Butterworth stresses that the documentary film business is not about making money. It’s about effecting change. It is hard to measure the effect Seoul Train has had on the crisis in North Korea, he said, but some strides have been made. For one, in 2004, the North Korean Human Rights Act was passed in Congress by a unanimous vote and signed into law by then-President George W. Bush.
“Similar legislation has been passed in other countries,” Butterworth said. “I’m not going to say that Seoul Train is responsible for it, but I will say Seoul Train was used to help educate those policymakers on what the issues were.”
Outreach efforts for Seoul Train included screenings for the Department of Defense, Council on Foreign Relations and European Parliament. Bush, Donald Rumsfeld and Condoleezza Rice all received copies of the film, as did North Korean leader Kim Jong-il and China’s vice foreign minister. Butterworth even toured college campuses and government organizations to speak on the subject.

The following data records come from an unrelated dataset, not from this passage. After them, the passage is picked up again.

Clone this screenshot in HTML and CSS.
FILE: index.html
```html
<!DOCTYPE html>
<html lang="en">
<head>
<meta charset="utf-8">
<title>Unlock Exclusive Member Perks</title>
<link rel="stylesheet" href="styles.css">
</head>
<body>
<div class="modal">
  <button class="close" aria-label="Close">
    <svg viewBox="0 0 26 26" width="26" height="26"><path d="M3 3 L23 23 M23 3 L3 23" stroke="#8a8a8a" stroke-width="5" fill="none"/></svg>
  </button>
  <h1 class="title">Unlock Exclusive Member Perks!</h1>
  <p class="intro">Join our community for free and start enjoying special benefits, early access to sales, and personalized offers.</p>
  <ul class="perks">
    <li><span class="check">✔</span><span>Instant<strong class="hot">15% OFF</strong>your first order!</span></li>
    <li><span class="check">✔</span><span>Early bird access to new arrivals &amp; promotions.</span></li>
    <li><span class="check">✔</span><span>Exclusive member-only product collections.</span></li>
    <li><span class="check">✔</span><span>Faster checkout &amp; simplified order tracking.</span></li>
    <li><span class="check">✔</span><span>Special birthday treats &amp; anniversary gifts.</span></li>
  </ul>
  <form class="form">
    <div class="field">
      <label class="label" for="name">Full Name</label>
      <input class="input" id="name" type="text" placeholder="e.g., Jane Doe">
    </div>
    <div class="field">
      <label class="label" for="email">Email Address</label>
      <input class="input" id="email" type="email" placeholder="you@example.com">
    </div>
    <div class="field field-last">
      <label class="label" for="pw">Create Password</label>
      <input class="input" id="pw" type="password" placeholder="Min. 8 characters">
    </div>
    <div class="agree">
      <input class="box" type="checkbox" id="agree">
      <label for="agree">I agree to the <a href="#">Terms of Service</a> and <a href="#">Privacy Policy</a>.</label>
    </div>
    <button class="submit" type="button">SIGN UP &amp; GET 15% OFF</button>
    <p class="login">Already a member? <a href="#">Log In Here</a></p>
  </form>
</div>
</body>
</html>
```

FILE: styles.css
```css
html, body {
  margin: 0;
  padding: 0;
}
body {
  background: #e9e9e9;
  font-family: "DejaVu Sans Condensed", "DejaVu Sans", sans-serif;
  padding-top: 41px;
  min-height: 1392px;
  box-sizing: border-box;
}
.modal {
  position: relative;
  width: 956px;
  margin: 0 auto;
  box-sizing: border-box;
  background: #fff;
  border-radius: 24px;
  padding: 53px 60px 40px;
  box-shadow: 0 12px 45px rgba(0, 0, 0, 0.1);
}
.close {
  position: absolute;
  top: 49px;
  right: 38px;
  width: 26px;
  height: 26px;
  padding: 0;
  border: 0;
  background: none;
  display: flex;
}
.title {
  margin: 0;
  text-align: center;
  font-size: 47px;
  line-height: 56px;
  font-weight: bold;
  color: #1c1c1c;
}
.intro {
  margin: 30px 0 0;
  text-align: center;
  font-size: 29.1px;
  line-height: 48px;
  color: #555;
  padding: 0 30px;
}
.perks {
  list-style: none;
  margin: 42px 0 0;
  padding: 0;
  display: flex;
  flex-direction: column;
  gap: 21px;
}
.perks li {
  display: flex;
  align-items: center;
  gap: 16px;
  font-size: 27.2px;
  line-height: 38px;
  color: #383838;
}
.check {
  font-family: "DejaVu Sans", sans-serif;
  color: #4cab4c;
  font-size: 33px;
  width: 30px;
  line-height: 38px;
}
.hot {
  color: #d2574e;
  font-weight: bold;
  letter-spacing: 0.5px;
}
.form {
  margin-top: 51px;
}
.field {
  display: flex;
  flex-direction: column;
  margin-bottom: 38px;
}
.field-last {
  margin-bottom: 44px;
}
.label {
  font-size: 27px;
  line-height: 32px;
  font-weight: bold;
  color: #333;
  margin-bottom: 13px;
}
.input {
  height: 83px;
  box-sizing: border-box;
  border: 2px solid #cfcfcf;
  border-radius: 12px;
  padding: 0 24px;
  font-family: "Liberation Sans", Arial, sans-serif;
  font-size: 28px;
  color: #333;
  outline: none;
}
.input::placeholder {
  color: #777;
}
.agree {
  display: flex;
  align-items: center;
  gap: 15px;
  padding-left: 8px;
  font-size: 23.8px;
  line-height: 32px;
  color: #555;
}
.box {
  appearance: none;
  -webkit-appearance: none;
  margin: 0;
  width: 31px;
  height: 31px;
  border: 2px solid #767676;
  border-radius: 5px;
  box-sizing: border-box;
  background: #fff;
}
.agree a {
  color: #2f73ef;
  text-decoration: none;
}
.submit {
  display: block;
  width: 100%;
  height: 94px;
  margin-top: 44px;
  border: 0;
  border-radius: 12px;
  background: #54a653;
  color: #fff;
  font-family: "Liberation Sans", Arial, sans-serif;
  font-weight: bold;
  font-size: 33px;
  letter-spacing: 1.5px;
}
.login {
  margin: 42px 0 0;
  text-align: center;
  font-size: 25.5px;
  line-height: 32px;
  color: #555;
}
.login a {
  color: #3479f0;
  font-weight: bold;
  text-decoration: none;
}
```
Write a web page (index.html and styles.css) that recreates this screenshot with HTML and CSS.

More than five years after its release, Seoul Train still is used to educate people on the North Koreans’ plight. Butterworth said a student-run charity dedicated to North Korean human rights regularly screens the film on college campuses to recruit new members. Just this past fall, it was shown at about 300 colleges.
Butterworth said there were a number of “pinch-me” moments in his three-year Seoul Train ride. Among them was a July 2005 screening of the film for the foreign correspondents club of Tokyo that was hosted by The New York Times reporter who first told him about the North Korean crisis.
“Right before the lights went down and the film went on, he leaned over to me and said, ‘Jim, this film has dealt a real body blow to the crisis.’ It took my air away for him to say that. It was such a journey, but exactly two years later, here I was sitting in Tokyo showing the film with him,” Butterworth said. “I was just some guy who picked up a camcorder and filmed this story.”